Davenport also emphasized the importance of addressing the problem outside of the traditional therapeutic space and within larger communities that range in age.
“I’m a big believer that a lot of the therapeutic tools don’t have to live in the therapy setting,” Davenport said. “A lot can happen in groups and communities and other types of conversations and resources.”
Ultimately, an intergenerational approach provides new perspectives on common feelings of anxiety, and reassurance that there are many others there to help with them.
“There’s a beautiful value in knowledge and wisdom that’s grown through the ages and knowledge and wisdom that comes from a fresh perspective,” Davenport said.
Climate Curriculum
Mainstreaming therapeutic practices and extending climate education to schools is what counselors like Davenport and Newman hope to see in the near future.
Newman said the Climate Mental Health Network is working to launch their resources from kindergarten to high school and get parents involved in the change.
“We want to create more resources for parents and ways for parents to be able to connect with each other,” Newman said.
Davenport also looks to implement practices in schools by promoting Social Emotional Learning and mindfulness.
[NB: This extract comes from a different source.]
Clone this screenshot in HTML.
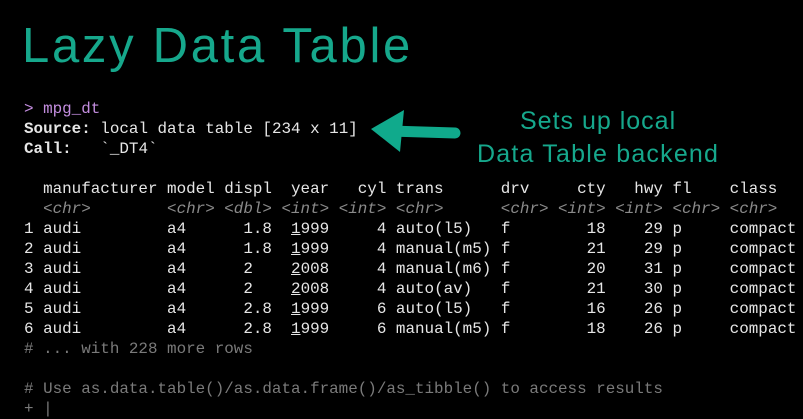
<html><head><style>
body{margin:0;background:#000;width:803px;height:406px;overflow:hidden;position:relative}
pre{position:absolute;left:24px;top:99px;margin:0;font-family:"Liberation Mono",monospace;font-size:15.9px;line-height:20px;color:#e6e6e6;white-space:pre}
.p{color:#c48ee0}.t{color:#8a8a8a;font-style:italic}.c{color:#7a7a7a}b{font-weight:bold}
.h{position:absolute;color:#16a88c;font-family:"Liberation Sans",sans-serif;white-space:nowrap}
</style></head><body>
<div class="h" style="left:22px;top:18px;font-size:49px;letter-spacing:2.7px">Lazy Data Table</div>
<div class="h" style="left:520px;top:107px;font-size:25px;letter-spacing:1px">Sets up local</div>
<div class="h" style="left:477px;top:140px;font-size:25px;letter-spacing:1.2px">Data Table backend</div>
<svg style="position:absolute;left:0;top:0" width="803" height="406"><path d="M390 131 L455 133" stroke="#10aa8c" stroke-width="11" stroke-linecap="round"/><path d="M371 129 L404 110 L400 152 Z" fill="#10aa8c"/></svg>
<pre><span class="p">&gt; mpg_dt</span>
<b>Source:</b> local data table [234 x 11]
<b>Call:</b>   `_DT4`

  manufacturer model displ  year   cyl trans      drv     cty   hwy fl    class
  <span class="t">&lt;chr&gt;        &lt;chr&gt; &lt;dbl&gt; &lt;int&gt; &lt;int&gt; &lt;chr&gt;      &lt;chr&gt; &lt;int&gt; &lt;int&gt; &lt;chr&gt; &lt;chr&gt;</span>
1 audi         a4      1.8  <u>1</u>999     4 auto(l5)   f        18    29 p     compact
2 audi         a4      1.8  <u>1</u>999     4 manual(m5) f        21    29 p     compact
3 audi         a4      2    <u>2</u>008     4 manual(m6) f        20    31 p     compact
4 audi         a4      2    <u>2</u>008     4 auto(av)   f        21    30 p     compact
5 audi         a4      2.8  <u>1</u>999     6 auto(l5)   f        16    26 p     compact
6 audi         a4      2.8  <u>1</u>999     6 manual(m5) f        18    26 p     compact
<span class="c"># ... with 228 more rows</span>

<span class="c"># Use as.data.table()/as.data.frame()/as_tibble() to access results</span>
<span class="c">+ |</span></pre>
</body></html>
Davenport said she is working with schools to introduce a climate curriculum and hope some of her exercises are used in the classroom.
“These will be seeds that can become models and just spread out to whatever climate curriculum they’re given,” Davenport said.
Davenport said the patients coming to her office asking for help and getting younger and younger. They are worried about their future.
“The youth have the highest distress because they’re living into this future,” Davenport said.
Creating a space for youth who are experiencing climate anxiety is one way to ease their worries. Davenport ends her book with a quote emphasizing the importance of community and working together to remain hopeful in a world that seems doomed.
“It can be helpful to remember that you are joined by many others around the world who share the same passion and will invest their time and creativity into making a healthier world,” Davenport wrote.
There is much more to the conversation than just anxiety, Batuyev said, and all emotions are welcome in that conversation
“We really wanna welcome all of the wide range of emotions that can come,” Batuyev said. “I mean, that’s why we use climate distress instead of climate anxiety, because it’s a lot more than just anxiety. There’s hope, there’s joy, there’s anger, there’s confusion, there’s sadness. There’s fear, there’s overwhelm.”
Ultimately, Batuyev hopes that clinical psychology surrounding climate change will no longer be a separate approach, but accepted in all clinical settings.
“Eventually, I think we’ll reach a point where we just understand environmental and human wellbeing as inextricably linked, and wouldn’t even think of treating those things as separate,” Batuyev said.